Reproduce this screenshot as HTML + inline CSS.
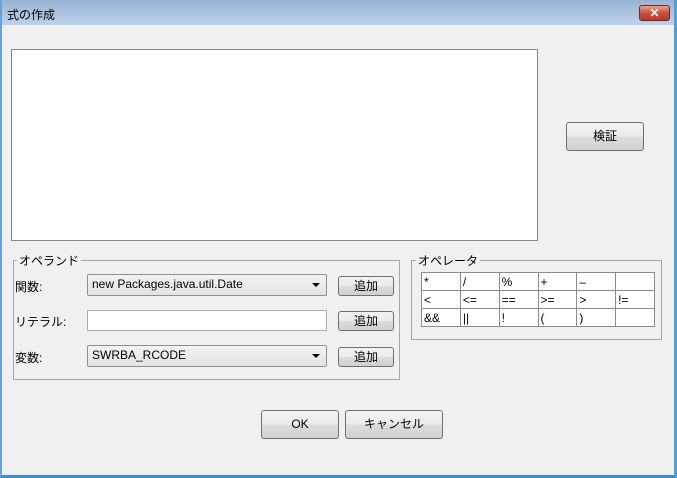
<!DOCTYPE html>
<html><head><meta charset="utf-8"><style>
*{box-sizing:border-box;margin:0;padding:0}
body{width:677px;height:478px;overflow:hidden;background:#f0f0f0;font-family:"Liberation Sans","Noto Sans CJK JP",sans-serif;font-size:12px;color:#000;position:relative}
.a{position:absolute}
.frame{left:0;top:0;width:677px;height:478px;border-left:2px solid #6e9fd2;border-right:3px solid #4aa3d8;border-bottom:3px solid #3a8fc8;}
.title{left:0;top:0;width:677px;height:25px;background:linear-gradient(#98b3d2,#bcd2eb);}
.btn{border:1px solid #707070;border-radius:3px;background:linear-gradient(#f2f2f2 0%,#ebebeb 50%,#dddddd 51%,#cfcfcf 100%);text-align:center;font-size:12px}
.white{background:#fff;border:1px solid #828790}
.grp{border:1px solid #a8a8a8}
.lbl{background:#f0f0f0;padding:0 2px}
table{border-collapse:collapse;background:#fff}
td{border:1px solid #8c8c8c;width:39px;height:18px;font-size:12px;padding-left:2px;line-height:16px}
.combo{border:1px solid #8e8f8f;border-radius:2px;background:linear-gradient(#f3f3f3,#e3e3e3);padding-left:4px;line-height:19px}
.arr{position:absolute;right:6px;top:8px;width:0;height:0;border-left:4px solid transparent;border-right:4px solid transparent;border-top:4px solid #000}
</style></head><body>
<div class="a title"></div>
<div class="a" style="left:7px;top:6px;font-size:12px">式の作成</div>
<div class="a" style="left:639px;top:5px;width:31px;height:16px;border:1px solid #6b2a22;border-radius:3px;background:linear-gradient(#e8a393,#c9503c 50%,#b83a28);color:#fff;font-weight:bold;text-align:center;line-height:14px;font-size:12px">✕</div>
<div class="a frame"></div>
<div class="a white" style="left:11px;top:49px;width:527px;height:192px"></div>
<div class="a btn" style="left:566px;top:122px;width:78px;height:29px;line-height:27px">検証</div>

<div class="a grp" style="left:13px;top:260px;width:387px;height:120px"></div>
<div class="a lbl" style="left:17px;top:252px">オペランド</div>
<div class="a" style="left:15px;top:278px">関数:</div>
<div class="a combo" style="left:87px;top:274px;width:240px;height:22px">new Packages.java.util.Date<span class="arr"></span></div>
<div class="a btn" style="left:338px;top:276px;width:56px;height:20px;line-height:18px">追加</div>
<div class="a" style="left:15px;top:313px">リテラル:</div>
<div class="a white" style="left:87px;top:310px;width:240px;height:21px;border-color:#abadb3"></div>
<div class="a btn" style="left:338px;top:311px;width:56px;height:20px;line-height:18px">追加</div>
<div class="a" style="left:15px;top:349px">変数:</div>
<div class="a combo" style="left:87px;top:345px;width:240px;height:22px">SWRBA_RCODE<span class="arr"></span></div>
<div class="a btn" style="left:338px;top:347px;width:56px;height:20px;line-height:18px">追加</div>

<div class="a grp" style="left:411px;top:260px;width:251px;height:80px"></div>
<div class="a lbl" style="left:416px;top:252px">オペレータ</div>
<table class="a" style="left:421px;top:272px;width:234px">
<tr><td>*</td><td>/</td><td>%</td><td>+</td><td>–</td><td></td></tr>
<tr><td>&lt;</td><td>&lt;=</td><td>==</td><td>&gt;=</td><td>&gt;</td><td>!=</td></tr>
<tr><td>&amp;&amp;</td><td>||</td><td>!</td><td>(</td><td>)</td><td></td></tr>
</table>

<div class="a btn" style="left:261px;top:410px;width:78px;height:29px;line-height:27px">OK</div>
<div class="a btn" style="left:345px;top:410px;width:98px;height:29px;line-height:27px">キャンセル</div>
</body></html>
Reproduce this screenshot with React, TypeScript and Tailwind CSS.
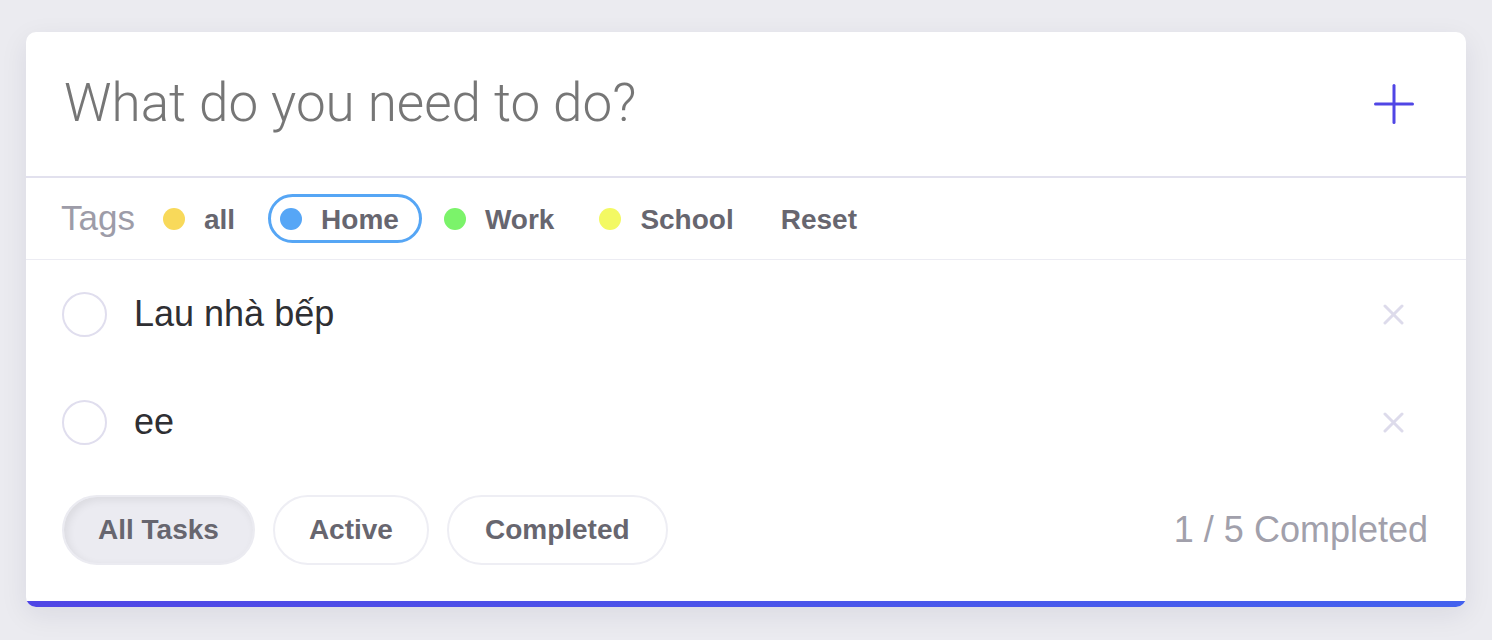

> **Short task**
Write out each line of the data exactly; the images should be left out.

> **Answer in full**
Reproduce this screenshot as HTML + inline CSS.
<!DOCTYPE html>
<html><head><meta charset="utf-8"><style>
*{box-sizing:border-box;margin:0;padding:0}
body{width:677px;height:478px;overflow:hidden;background:#f0f0f0;font-family:"Liberation Sans","Noto Sans CJK JP",sans-serif;font-size:12px;color:#000;position:relative}
.a{position:absolute}
.frame{left:0;top:0;width:677px;height:478px;border-left:2px solid #6e9fd2;border-right:3px solid #4aa3d8;border-bottom:3px solid #3a8fc8;}
.title{left:0;top:0;width:677px;height:25px;background:linear-gradient(#98b3d2,#bcd2eb);}
.btn{border:1px solid #707070;border-radius:3px;background:linear-gradient(#f2f2f2 0%,#ebebeb 50%,#dddddd 51%,#cfcfcf 100%);text-align:center;font-size:12px}
.white{background:#fff;border:1px solid #828790}
.grp{border:1px solid #a8a8a8}
.lbl{background:#f0f0f0;padding:0 2px}
table{border-collapse:collapse;background:#fff}
td{border:1px solid #8c8c8c;width:39px;height:18px;font-size:12px;padding-left:2px;line-height:16px}
.combo{border:1px solid #8e8f8f;border-radius:2px;background:linear-gradient(#f3f3f3,#e3e3e3);padding-left:4px;line-height:19px}
.arr{position:absolute;right:6px;top:8px;width:0;height:0;border-left:4px solid transparent;border-right:4px solid transparent;border-top:4px solid #000}
</style></head><body>
<div class="a title"></div>
<div class="a" style="left:7px;top:6px;font-size:12px">式の作成</div>
<div class="a" style="left:639px;top:5px;width:31px;height:16px;border:1px solid #6b2a22;border-radius:3px;background:linear-gradient(#e8a393,#c9503c 50%,#b83a28);color:#fff;font-weight:bold;text-align:center;line-height:14px;font-size:12px">✕</div>
<div class="a frame"></div>
<div class="a white" style="left:11px;top:49px;width:527px;height:192px"></div>
<div class="a btn" style="left:566px;top:122px;width:78px;height:29px;line-height:27px">検証</div>

<div class="a grp" style="left:13px;top:260px;width:387px;height:120px"></div>
<div class="a lbl" style="left:17px;top:252px">オペランド</div>
<div class="a" style="left:15px;top:278px">関数:</div>
<div class="a combo" style="left:87px;top:274px;width:240px;height:22px">new Packages.java.util.Date<span class="arr"></span></div>
<div class="a btn" style="left:338px;top:276px;width:56px;height:20px;line-height:18px">追加</div>
<div class="a" style="left:15px;top:313px">リテラル:</div>
<div class="a white" style="left:87px;top:310px;width:240px;height:21px;border-color:#abadb3"></div>
<div class="a btn" style="left:338px;top:311px;width:56px;height:20px;line-height:18px">追加</div>
<div class="a" style="left:15px;top:349px">変数:</div>
<div class="a combo" style="left:87px;top:345px;width:240px;height:22px">SWRBA_RCODE<span class="arr"></span></div>
<div class="a btn" style="left:338px;top:347px;width:56px;height:20px;line-height:18px">追加</div>

<div class="a grp" style="left:411px;top:260px;width:251px;height:80px"></div>
<div class="a lbl" style="left:416px;top:252px">オペレータ</div>
<table class="a" style="left:421px;top:272px;width:234px">
<tr><td>*</td><td>/</td><td>%</td><td>+</td><td>–</td><td></td></tr>
<tr><td>&lt;</td><td>&lt;=</td><td>==</td><td>&gt;=</td><td>&gt;</td><td>!=</td></tr>
<tr><td>&amp;&amp;</td><td>||</td><td>!</td><td>(</td><td>)</td><td></td></tr>
</table>

<div class="a btn" style="left:261px;top:410px;width:78px;height:29px;line-height:27px">OK</div>
<div class="a btn" style="left:345px;top:410px;width:98px;height:29px;line-height:27px">キャンセル</div>
</body></html>
Reproduce this screenshot with React, TypeScript and Tailwind CSS.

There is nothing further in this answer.